Didi dikenal berkat lagu-lagunya yang menurut sebagian orang sanggup menyayat hati, karena berisikan lirik yang mengetengahkan kisah patah hati di dalamnya. Tak heran jika kemudian dia dijuluki The Godfather Of Broken Heart. Bahkan disatu titik dia menyandang gelar ‘Lord’ oleh para penggemarnya yang dikenal dengan sebutan sobat ambyar, atau ada juga Sad Bois Club, yang terdiri dari ribuan orang penikmat karya Didi yang tersebar di banyak kota di tanah air.

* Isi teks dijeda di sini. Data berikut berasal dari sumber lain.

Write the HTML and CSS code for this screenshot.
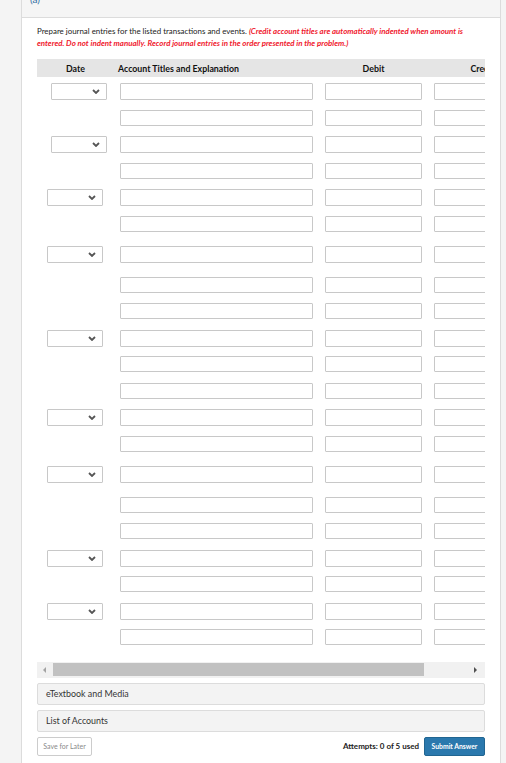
FILE: index.html
```html
<!DOCTYPE html>
<html lang="en">

<head>
    <meta charset="UTF-8">
    <meta name="viewport" content="width=device-width, initial-scale=1.0">
    <title>Journal Entries</title>
    <link rel="stylesheet" href="styles.css">
</head>

<body>

    <div class="panel">
        <div class="panel-head">
            <span class="part-label">(a)</span>
        </div>

        <div class="panel-body">
            <p class="instructions">
                Prepare journal entries for the listed transactions and events.
                <em class="note">(Credit account titles are automatically indented when amount is entered. Do not indent manually. Record journal entries in the order presented in the problem.)</em>
            </p>

            <div class="journal">
                <div class="journal-inner">
                    <div class="journal-head">
                        <div class="col-date">Date</div>
                        <div class="col-account">Account Titles and Explanation</div>
                        <div class="col-debit">Debit</div>
                        <div class="col-credit">Credit</div>
                    </div>

                    <div class="journal-body" id="journalBody"></div>
                </div>
            </div>

            <div class="scrollbar">
                <span class="arrow arrow-left"></span>
                <div class="track">
                    <div class="thumb"></div>
                </div>
                <span class="arrow arrow-right"></span>
            </div>

            <div class="resource">eTextbook and Media</div>
            <div class="resource">List of Accounts</div>

            <div class="actions">
                <button class="btn-save">Save for Later</button>
                <div class="submit-group">
                    <span class="attempts">Attempts: 0 of 5 used</span>
                    <button class="btn-submit">Submit Answer</button>
                </div>
            </div>
        </div>
    </div>

    <script>
        // number of lines in each entry, and whether the date box sits a bit further right
        const entries = [
            { lines: 2, narrow: true },
            { lines: 2, narrow: true },
            { lines: 2 },
            { lines: 3, spaced: true },
            { lines: 3 },
            { lines: 2 },
            { lines: 3, spaced: true },
            { lines: 2 },
            { lines: 2 }
        ];

        const chevron = '<svg width="8" height="5" viewBox="0 0 8 5"><polyline points="1,1 4,4 7,1" fill="none" stroke="#555" stroke-width="1.8"/></svg>';

        function buildRow(withDate, entry) {
            const row = document.createElement('div');
            row.className = 'entry-row';
            if (withDate && entry.spaced) row.classList.add('entry-row--spaced');

            let dateCell = '<div class="col-date"></div>';
            if (withDate) {
                dateCell = '<div class="col-date' + (entry.narrow ? ' col-date--inset' : '') + '">' +
                    '<div class="date-select">' + chevron + '</div></div>';
            }

            row.innerHTML = dateCell +
                '<div class="col-account"><input type="text" class="field"></div>' +
                '<div class="col-debit"><input type="text" class="field"></div>' +
                '<div class="col-credit"><input type="text" class="field"></div>';
            if (withDate) row.classList.add('entry-row--first');
            return row;
        }

        const body = document.getElementById('journalBody');
        entries.forEach(function (entry) {
            for (let i = 0; i < entry.lines; i++) {
                body.appendChild(buildRow(i === 0, entry));
            }
        });
    </script>

</body>

</html>
```

FILE: styles.css
```css
body {
    margin: 0;
    background-color: #f4f4f4;
    font-family: Lato, "Open Sans", sans-serif;
    color: #333;
}

.panel {
    margin-left: 21px;
    width: 478px;
    min-height: 763px;
    background-color: #fff;
    border-left: 1px solid #dcdcdc;
    border-right: 1px solid #dcdcdc;
}

.panel-head {
    height: 17px;
    padding-left: 8px;
    background-color: #f5f5f5;
    border-bottom: 1px solid #dcdcdc;
    overflow: hidden;
}

.part-label {
    display: block;
    margin-top: -7px;
    font-size: 10px;
    line-height: 12px;
    color: #2f6da3;
}

.panel-body {
    padding: 0 15px;
}

.instructions {
    margin: 7px 0 0;
    font-size: 7.9px;
    line-height: 12px;
    color: #222;
}

.note {
    font-weight: 700;
    color: #f0192e;
}

/* journal table */

.journal {
    margin-top: 10px;
    overflow: hidden;
}

.journal-inner {
    width: 520px;
}

.journal-head {
    display: flex;
    height: 18px;
    align-items: center;
    background-color: #e5e5e5;
    font-size: 8.8px;
    font-weight: 700;
    color: #111;
}

.col-date {
    width: 77px;
    flex-shrink: 0;
    box-sizing: border-box;
    padding-left: 10px;
}

.col-date--inset {
    padding-left: 14px;
}

.col-account {
    width: 205px;
    flex-shrink: 0;
    box-sizing: border-box;
    padding: 0 6px;
}

.col-debit,
.col-credit {
    width: 109px;
    flex-shrink: 0;
    box-sizing: border-box;
    padding: 0 6px;
}

.journal-head .col-date,
.journal-head .col-debit,
.journal-head .col-credit {
    padding: 0;
    text-align: center;
}

.journal-head .col-account {
    padding-left: 4px;
}

.journal-body {
    padding-top: 6px;
}

.entry-row {
    display: flex;
    align-items: flex-start;
    height: 26.5px;
}

.entry-row--spaced {
    margin: 4px 0;
}

.field {
    display: block;
    width: 100%;
    height: 16px;
    box-sizing: border-box;
    margin: 0;
    padding: 0 3px;
    border: 1px solid #c8c8c8;
    border-radius: 1px;
    background-color: #fff;
    font-family: Lato, sans-serif;
    font-size: 8px;
    outline: none;
}

.entry-row--first .field {
    height: 17px;
}

.date-select {
    display: flex;
    align-items: center;
    justify-content: flex-end;
    width: 56px;
    height: 17px;
    box-sizing: border-box;
    padding-right: 6px;
    border: 1px solid #c8c8c8;
    border-radius: 1px;
    background-color: #fff;
}

.date-select svg {
    display: block;
}

/* horizontal scrollbar */

.scrollbar {
    display: flex;
    align-items: center;
    height: 16px;
    margin-top: 6px;
    background-color: #f1f1f1;
}

.arrow {
    width: 0;
    height: 0;
    border-top: 3px solid transparent;
    border-bottom: 3px solid transparent;
}

.arrow-left {
    margin: 0 7px 0 6px;
    border-right: 3px solid #a3a3a3;
}

.arrow-right {
    margin: 0 8px 0 47px;
    border-left: 3px solid #505050;
}

.track {
    flex: 1;
}

.thumb {
    width: 371px;
    height: 13px;
    background-color: #c1c1c1;
}

/* resources */

.resource {
    height: 20px;
    margin-top: 5px;
    padding-left: 8px;
    display: flex;
    align-items: center;
    background-color: #f3f3f3;
    border: 1px solid #dcdcdc;
    border-radius: 2px;
    font-size: 8.9px;
    color: #333;
}

.actions {
    display: flex;
    justify-content: space-between;
    align-items: center;
    margin-top: 5px;
}

.btn-save {
    width: 55px;
    height: 19px;
    padding: 0;
    background-color: #fff;
    border: 1px solid #ccc;
    border-radius: 2px;
    font-family: Lato, sans-serif;
    font-size: 7px;
    color: #8a8a8a;
}

.submit-group {
    display: flex;
    align-items: center;
    gap: 5px;
}

.attempts {
    font-size: 8px;
    font-weight: 700;
    color: #222;
}

.btn-submit {
    width: 61px;
    height: 19px;
    padding: 0;
    background-color: #2a78ad;
    border: 1px solid #216591;
    border-radius: 2px;
    font-family: Lato, sans-serif;
    font-size: 6.8px;
    font-weight: 700;
    color: #fff;
}
```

Didi begitu digemari karena lagunya terasa dekat, dan mungkin sejalan dengan apa yang pernah dilontarkan Pidi Baiq tentang Bandung yang baginya sudah bukan perkara geografis, tapi juga melibatkan perasaan di dalamnya. Lagu-lagu Didi pun mengamini itu, di mana setiap tempat yang dia jadikan latar kisah cinta ambyarnya bisa jadi monumen perasaan tersendiri, dari mulai Stasiun Balapan dan Terminal Tirtonadi di Solo, Pelabuhan Tanjung Mas dan Terminal Terboyo di Semarang, Terminal Kertonegoro di Ngawi, hingga Bandara Kualanamu di Deli Serdang. Dalam lagunya, Didi bisa patah hati dimana saja, dan oleh karenanya pendengar dia yang di Solo jadi merasa jika Didi sedang berkisah tentang cerita cintanya, pun begitu dengan pendengarnya di Semarang, Ngawi, dan seterusnya. Sederhananya, Didi terasa begitu dekat dengan para pendengarnya yang tersebar di banyak kota di tanah air.

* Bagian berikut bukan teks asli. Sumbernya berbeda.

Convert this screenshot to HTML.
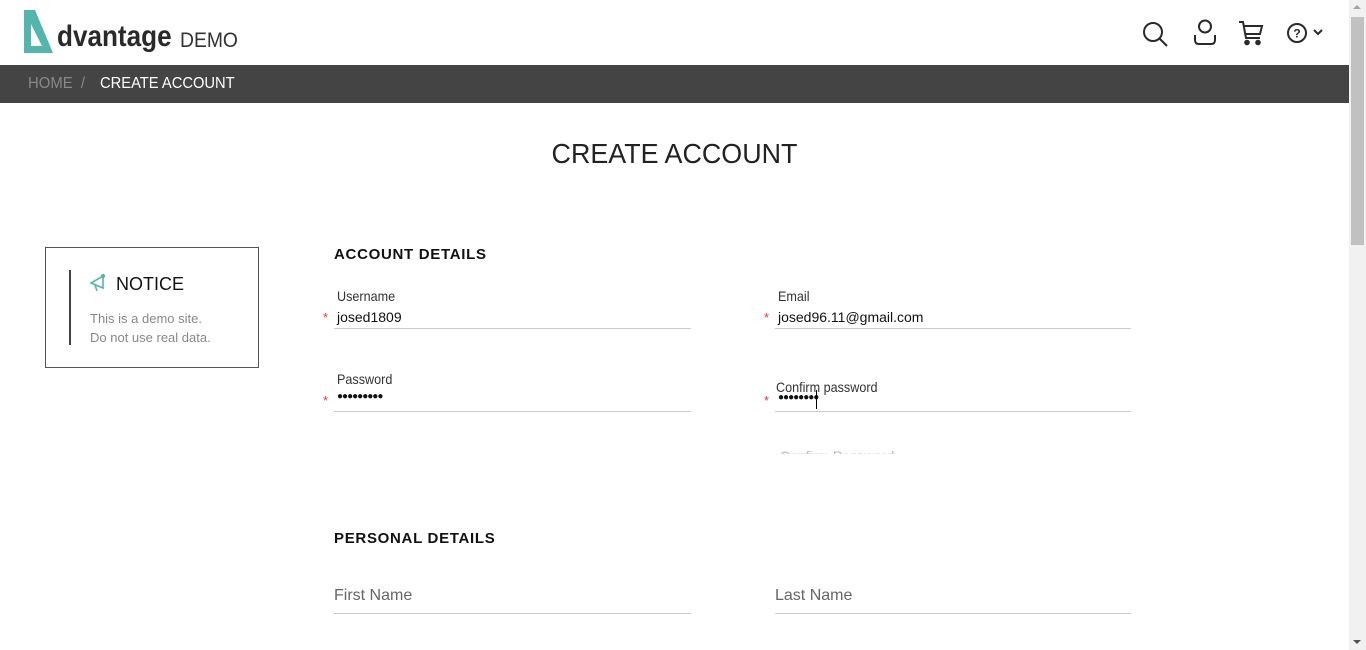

Hal lainnya yang kemudian menjadi fenomena tersendiri adalah ketika Didi muncul ke permukaan dan kemudian menjadi primadona bagi anak muda urban kekinian, yang bahkan asing dengan lagu-lagu campursari, apalagi dibalut bahasa daerah seperti bahasa Jawa. Namun Didi kemudian mempersatukan perbedaan tersebut dan kemudian mengajak mereka  untuk ‘menjogeti kesedihan’‘’Patah hati rasah ditangisi, nek perlu justru dijogeti”, ujarnya di banyak panggung yang melibatkan dirinya sebagai penampil.

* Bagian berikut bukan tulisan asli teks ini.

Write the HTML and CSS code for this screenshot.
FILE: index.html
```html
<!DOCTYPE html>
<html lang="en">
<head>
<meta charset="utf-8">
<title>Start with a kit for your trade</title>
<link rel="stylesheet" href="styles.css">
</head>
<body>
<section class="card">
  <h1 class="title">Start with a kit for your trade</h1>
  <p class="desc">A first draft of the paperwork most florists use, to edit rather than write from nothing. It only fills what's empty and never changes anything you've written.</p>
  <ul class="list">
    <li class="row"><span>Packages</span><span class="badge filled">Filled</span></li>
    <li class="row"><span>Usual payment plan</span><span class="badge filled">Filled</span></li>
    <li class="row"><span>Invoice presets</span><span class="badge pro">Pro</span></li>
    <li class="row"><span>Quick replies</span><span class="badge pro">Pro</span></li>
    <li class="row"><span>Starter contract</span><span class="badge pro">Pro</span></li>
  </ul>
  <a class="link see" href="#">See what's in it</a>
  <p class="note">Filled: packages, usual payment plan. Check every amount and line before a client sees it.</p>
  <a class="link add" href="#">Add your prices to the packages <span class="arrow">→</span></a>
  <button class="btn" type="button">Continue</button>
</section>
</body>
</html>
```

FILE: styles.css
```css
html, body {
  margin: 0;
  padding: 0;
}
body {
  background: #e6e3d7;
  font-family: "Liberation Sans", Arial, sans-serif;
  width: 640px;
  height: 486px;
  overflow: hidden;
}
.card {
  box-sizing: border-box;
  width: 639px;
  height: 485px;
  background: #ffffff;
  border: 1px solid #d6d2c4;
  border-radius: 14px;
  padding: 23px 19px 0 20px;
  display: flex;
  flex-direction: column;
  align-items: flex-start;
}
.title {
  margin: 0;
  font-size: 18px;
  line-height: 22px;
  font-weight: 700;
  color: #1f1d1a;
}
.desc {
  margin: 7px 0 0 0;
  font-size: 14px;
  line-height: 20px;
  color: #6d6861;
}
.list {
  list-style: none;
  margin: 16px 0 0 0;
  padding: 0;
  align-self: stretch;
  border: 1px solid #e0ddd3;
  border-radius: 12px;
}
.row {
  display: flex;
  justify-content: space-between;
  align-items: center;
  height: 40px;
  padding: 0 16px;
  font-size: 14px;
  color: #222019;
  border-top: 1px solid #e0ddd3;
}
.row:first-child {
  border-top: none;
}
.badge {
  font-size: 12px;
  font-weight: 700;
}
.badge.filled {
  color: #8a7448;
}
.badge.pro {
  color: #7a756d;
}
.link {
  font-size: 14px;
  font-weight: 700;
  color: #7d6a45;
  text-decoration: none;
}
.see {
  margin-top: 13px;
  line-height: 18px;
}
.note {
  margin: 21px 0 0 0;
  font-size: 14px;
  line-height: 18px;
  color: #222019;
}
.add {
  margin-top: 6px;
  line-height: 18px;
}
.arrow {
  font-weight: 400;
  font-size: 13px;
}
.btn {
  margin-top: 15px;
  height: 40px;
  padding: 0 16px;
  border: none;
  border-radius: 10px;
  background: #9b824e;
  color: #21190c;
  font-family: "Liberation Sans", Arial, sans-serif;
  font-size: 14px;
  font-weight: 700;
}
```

Patah hati kemudian jadi satu hal yang tidak lagi ditutupi oleh para penggemar Didi, di mana pemandangan orang menangis sambil menyanyikan lagu sang maestro ini bukan lagi pemandangan yang langka. Mungkin sedikit berbeda dengan para penikmat karya Glenn yang menangis sendirian di dalam kamar kala menyanyikan lagu ‘’Januari’’. Di panggungnya, Didi mengajak para sobat ambyar merayakan kesedihan dan bersenang-senang di waktu yang bersamaan. Terasa surealis melihat pemandangan orang menangis sambil badan bergoyang kesana kemari mengikuti irama musik campursari dari Lord Didi ini.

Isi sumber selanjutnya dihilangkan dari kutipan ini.